The other thing we all have to realize too is that a card like the RED Rocket will eventually be obsoleted by future CPUs. 2 to 3 years from now, we'll have 24~32 cores in a workstation PC / Mac, each core twice as fast as the Intel i7 architecture we have now. 4K or 5K real-time? Not a problem, and will do it by brute force on the CPUs.

Anyway, I'm all for OpenCL support in the RED SDK. I'm sure some would find it useful. If nothing else, to tie R3D functions right into other routines in a new application that makes heavy use of the OpenCL library.
 
I am in support. (and know NOTHING about what your talking about)

he he he!

has a sexy ring to it though...and that is what RED is about SEX correct?

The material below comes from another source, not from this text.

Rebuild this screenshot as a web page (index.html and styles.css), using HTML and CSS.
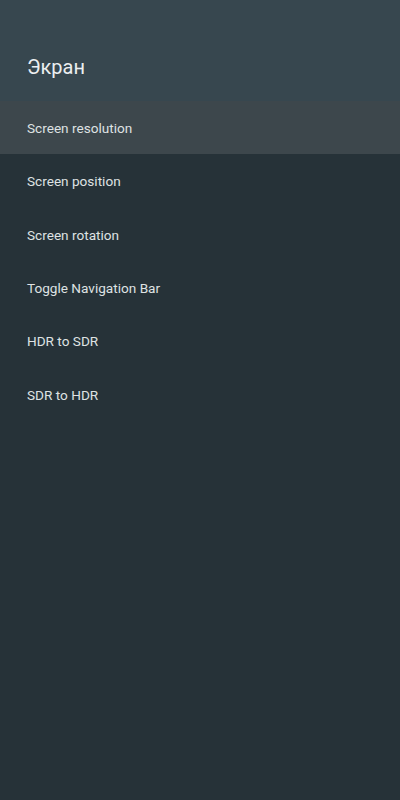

OK, now I am LOL'ing at myself...I guess it's a good way to release stress of having to use a 5d instead of a scarlet on a shoot....LOL!!
 
CUDA is a pointless reference since it works only with NVidia, and limiting Red to work only on those would have been pretty limiting
 
OpenCL supports a wide range of applications, from embedded and consumer software to HPC solutions, through a low-level, high-performance, portable abstraction. By creating an efficient, close-to-the-metal programming interface, OpenCL will form the foundation layer of a parallel computing ecosystem of platform-independent tools, middleware and applications.

Holy Crap Shawn! that is awesome.
 
CUDA is a pointless reference since it works only with NVidia, and limiting Red to work only on those would have been pretty limiting

Limiting maybe to the 25% of the market which use AMD GPUs.

It's also currently the only standard which is on the market and has been on the market for years. Doesn't seem pointless to me.
 
Pretty much the best GPU programmer I know (who started on SGI IR engines) said that the GPU would likely help, especially once you get to higher bit rate codecs (think redcode 250).

Just to inform the discussion...

Now that's just one informed opinion but it's from a programmer I trust very much and has more than a decade coding high bit depth GPU based post solutions for the film industry.